Digital public infrastructure (DPI) refers to the common, foundational digital systems that enable the delivery of services in the digital age. Elements of DPI can be developed by the public or private sector, or co-developed to benefit the delivery and access to services across both sectors, and eventually across borders. DPI needs to be standards-based and re-usable.
The seven Latin American and Caribbean (LAC) countries surveyed have made mixed progress in establishing DPI at the central/federal government level in 2022. LAC countries outperform the OECD in key areas, including the adoption of interoperability frameworks (adopted by all LAC countries compared to 91% of OECD ones) and shared networks (adopted by six LAC countries, or 86%, compared to 82% of OECD countries), which are crucial for communication and data exchange across government agencies. Other elements of DPI are less widespread: four LAC countries (57%) have common digital payment solutions (similar to OECD countries at 55%).

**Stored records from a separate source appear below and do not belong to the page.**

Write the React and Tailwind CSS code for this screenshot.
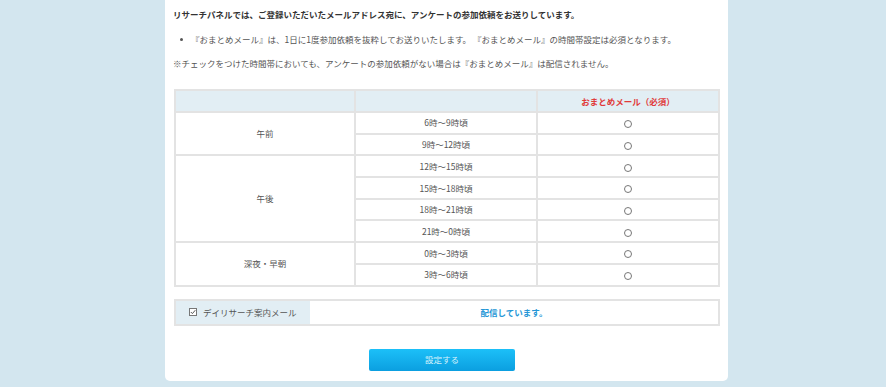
import React from 'react';

const slots = [
  { group: '午前', times: ['6時～9時頃', '9時～12時頃'] },
  { group: '午後', times: ['12時～15時頃', '15時～18時頃', '18時～21時頃', '21時～0時頃'] },
  { group: '深夜・早朝', times: ['0時～3時頃', '3時～6時頃'] },
];

const cell = 'border-2 border-[#e3e3e3] text-center align-middle p-0';

const App = () => {
  return (
    <div
      className="w-[886px] h-[387px] bg-[#d3e6ef] overflow-hidden text-[8.5px] text-[#555]"
      style={{ fontFamily: '"Noto Sans CJK JP", "Noto Sans", sans-serif' }}
    >
      <div className="ml-[165px] w-[563px] h-[381px] bg-white rounded-b-[5px] px-[8px] pt-[7px]">
        <p className="font-bold text-[#333] leading-[14px]">
          リサーチパネルでは、ご登録いただいたメールアドレス宛に、アンケートの参加依頼をお送りしています。
        </p>
        <ul className="mt-[11px] pl-[7px]">
          <li className="flex items-center leading-[14px] whitespace-pre">
            <span className="w-[3px] h-[3px] rounded-full bg-[#555] mr-[8px]"></span>
            {'『おまとめメール』は、1日に1度参加依頼を抜粋してお送りいたします。 『おまとめメール』の時間帯設定は必須となります。'}
          </li>
        </ul>
        <p className="mt-[10px] leading-[14px]">
          ※チェックをつけた時間帯においても、アンケートの参加依頼がない場合は『おまとめメール』は配信されません。
        </p>

        <table className="mt-[19px] ml-[1px] w-[546px] border-collapse table-fixed">
          <colgroup>
            <col className="w-[180px]" />
            <col className="w-[182px]" />
            <col />
          </colgroup>
          <thead>
            <tr className="h-[22px] bg-[#e2eef4]">
              <th className={cell}></th>
              <th className={cell}></th>
              <th className={`${cell} text-[#e03a3a] font-bold`}>おまとめメール（必須）</th>
            </tr>
          </thead>
          <tbody>
            {slots.map((s) =>
              s.times.map((t, i) => (
                <tr key={t} className="h-[21.7px]">
                  {i === 0 && (
                    <td className={cell} rowSpan={s.times.length}>
                      {s.group}
                    </td>
                  )}
                  <td className={cell}>{t}</td>
                  <td className={cell}>
                    <span className="inline-block w-[8px] h-[8px] rounded-full border border-[#777] align-middle"></span>
                  </td>
                </tr>
              ))
            )}
          </tbody>
        </table>

        <div className="mt-[12px] ml-[1px] w-[546px] h-[27px] flex border-2 border-[#e3e3e3]">
          <div className="w-[134px] bg-[#e2eef4] flex items-center pl-[13px] gap-[6px]">
            <svg width="8" height="8" viewBox="0 0 8 8">
              <rect x="0.5" y="0.5" width="7" height="7" fill="white" stroke="#777" />
              <path d="M1.8 4 L3.4 5.6 L6.3 2.2" fill="none" stroke="#555" strokeWidth="1" />
            </svg>
            <span>デイリサーチ案内メール</span>
          </div>
          <div className="flex-1 flex items-center justify-center font-bold text-[#2596d6]">
            配信しています。
          </div>
        </div>

        <div className="mt-[23px] flex">
          <button className="ml-[196px] w-[146px] h-[22px] rounded-[2px] bg-gradient-to-b from-[#1cc0f8] to-[#0b9fe0] text-[#d8f2fc] text-[8.5px]">
            設定する
          </button>
        </div>
      </div>
    </div>
  );
};

export default App;
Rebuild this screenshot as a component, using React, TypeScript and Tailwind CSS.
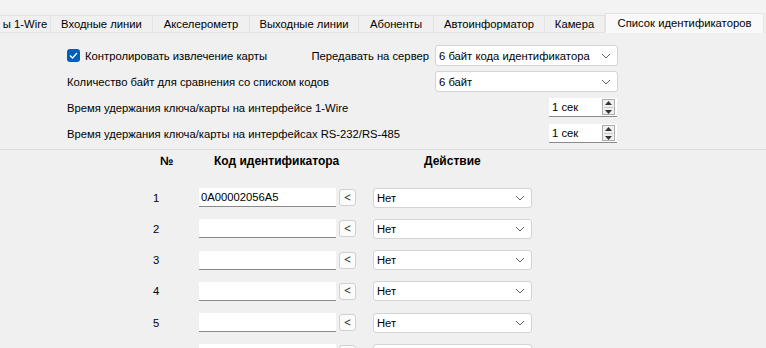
import { useState } from "react";

const tabs = [
  { label: "ы 1-Wire", w: 51 },
  { label: "Входные линии", w: 102 },
  { label: "Акселерометр", w: 97 },
  { label: "Выходные линии", w: 109 },
  { label: "Абоненты", w: 75 },
  { label: "Автоинформатор", w: 111 },
  { label: "Камера", w: 60 },
];

const rows = [
  { n: 1, code: "0A00002056A5" },
  { n: 2, code: "" },
  { n: 3, code: "" },
  { n: 4, code: "" },
  { n: 5, code: "" },
  { n: 6, code: "" },
];

function Chevron() {
  return (
    <svg width="10" height="6" viewBox="0 0 10 6" className="shrink-0">
      <polyline points="1,1 5,5 9,1" fill="none" stroke="#606060" strokeWidth="1" />
    </svg>
  );
}

function Combo({ value, className }: { value: string; className: string }) {
  return (
    <div className={"flex items-center justify-between bg-white border border-[#d4d4d4] rounded-[3px] pl-[3px] pr-[6px] " + className}>
      <span className="truncate">{value}</span>
      <Chevron />
    </div>
  );
}

function Spin({ value }: { value: string }) {
  return (
    <div className="w-[68px] h-[19px] flex items-center justify-between bg-white border-b border-[#8a8a8a] pl-[3px] pr-[2px]">
      <span>{value}</span>
      <div className="w-[13px] h-[16px] border border-[#adadad] bg-[#f0f0f0] flex flex-col items-center justify-center gap-[2px]">
        <svg width="7" height="4" viewBox="0 0 7 4">
          <polygon points="0,4 3.5,0 7,4" fill="#333" />
        </svg>
        <div className="w-[9px] h-px bg-[#c8c8c8]" />
        <svg width="7" height="4" viewBox="0 0 7 4">
          <polygon points="0,0 3.5,4 7,0" fill="#333" />
        </svg>
      </div>
    </div>
  );
}

export default function App() {
  const [checked, setChecked] = useState(true);

  return (
    <div className="w-[766px] h-[348px] overflow-hidden bg-[#f0f0f0] text-[11.25px] leading-[16px] text-black font-['Liberation_Sans','Noto_Sans',sans-serif]">
      {/* tab strip */}
      <div className="h-[13px] bg-[#f3f3f3]" />
      <div className="flex h-[20px] border-b border-[#e3e3e3]">
        {tabs.map(t => (
          <div
            key={t.label}
            style={{ width: t.w }}
            className="shrink-0 flex items-center justify-center border-r border-t border-[#e3e3e3] mt-[2px] whitespace-nowrap"
          >
            {t.label}
          </div>
        ))}
        <div className="shrink-0 w-[159px] flex items-center justify-center bg-[#f9f9f9] border border-[#e3e3e3] border-b-[#f9f9f9] -mb-px whitespace-nowrap">
          Список идентификаторов
        </div>
      </div>

      {/* settings */}
      <div className="pl-[67px] pt-[12px] flex flex-col gap-[5px]">
        <div className="flex items-center h-[21px]">
          <div className="w-[362px] flex items-center justify-between">
            <label className="flex items-center gap-[5px] cursor-pointer" onClick={() => setChecked(!checked)}>
              <span className="w-[13px] h-[13px] rounded-[3px] bg-[#005fb8] flex items-center justify-center">
                {checked && (
                  <svg width="9" height="7" viewBox="0 0 9 7">
                    <polyline points="1,3.5 3.5,6 8,1" fill="none" stroke="#fff" strokeWidth="1.3" />
                  </svg>
                )}
              </span>
              <span>Контролировать извлечение карты</span>
            </label>
            <span>Передавать на сервер</span>
          </div>
          <Combo value="6 байт кода идентификатора" className="ml-[6px] w-[183px] h-[21px]" />
        </div>
        <div className="flex items-center h-[21px]">
          <div className="w-[362px]">Количество байт для сравнения со списком кодов</div>
          <Combo value="6 байт" className="ml-[6px] w-[183px] h-[21px]" />
        </div>
        <div className="flex items-center h-[21px]">
          <div className="w-[482px]">Время удержания ключа/карты на интерфейсе 1-Wire</div>
          <Spin value="1 сек" />
        </div>
        <div className="flex items-center h-[21px]">
          <div className="w-[482px]">Время удержания ключа/карты на интерфейсах RS-232/RS-485</div>
          <Spin value="1 сек" />
        </div>
      </div>

      <div className="mt-[5px] border-t border-[#dcdcdc]" />

      {/* table */}
      <div className="pt-[3px] flex font-bold text-[12px] h-[16px]">
        <span className="ml-[160px] w-[54px]">№</span>
        <span className="w-[210px]">Код идентификатора</span>
        <span>Действие</span>
      </div>
      <div className="mt-[22px] flex flex-col gap-[12.3px]">
        {rows.map(r => (
          <div key={r.n} className="flex items-center h-[19px] pl-[153px]">
            <span className="w-[46px]">{r.n}</span>
            <div className="w-[137px] h-[19px] bg-white border-b border-[#8a8a8a] pl-[2px] flex items-center">
              {r.code}
            </div>
            <button className="ml-[3px] w-[17px] h-[17px] bg-[#fbfbfb] border border-[#d0d0d0] rounded-[3px] flex items-center justify-center text-[12px] leading-none font-['Noto_Sans',sans-serif] text-[#222]">
              &lt;
            </button>
            <Combo value="Нет" className="ml-[17px] w-[159px] h-[20px]" />
          </div>
        ))}
      </div>
    </div>
  );
}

Furthermore, three of the seven LAC countries have digital tools to notify users during the process of accessing a service (43%) compared to 55% of OECD countries and only two each (29%) have implemented metadata management and base registry frameworks, compared to 61% and 64% of OECD countries respectively (Figure 9.3).
Digital identity is a core pillar of DPI, but systems in LAC countries do not provide wide enough access to public services or promote cross-sector interoperability. National digital identity systems only enable access to half or more online public services in four of the seven surveyed LAC countries (57%), compared to 73% of OECD countries (Online Figure F.6.1). Digital identity governance could be reinforced in LAC countries to secure the trusted use of digital identities across sectors. While six out of the seven surveyed LAC countries have a body or ministry responsible for digital identity, only in Brazil does the mandate cover both the public sector and the wider digital economy, which is the case in 64% of OECD countries (Figure 9.4). This indicates a critical opportunity for LAC countries to establish more robust and comprehensive digital identity frameworks, empowering users beyond simply accessing government services.
Other types of digital public infrastructure, such as cloud infrastructure, are relevant to enabling the digital transformation of governments at scale. Making this infrastructure available to public institutions enhances efficiency and scalability when digitalising government processes and services. Of the surveyed LAC countries, only Argentina has a dedicated cloud infrastructure strategy for the public sector, compared to 36% of OECD countries. However, four (57%) have included the adoption of cloud infrastructure within their national digital government strategies to enable scalable government services, compared to 24% of OECD countries (Figure 9.5). When looking at specific cloud solutions, LAC countries lag behind their OECD counterparts; only three each (43%) provide cloud computing (compared to 64% of OECD countries), platform as a service (67%) and software as a service initiative (61%) (Online Figure F.6.2). This shows the need for greater efforts to translate strategies into concrete solutions.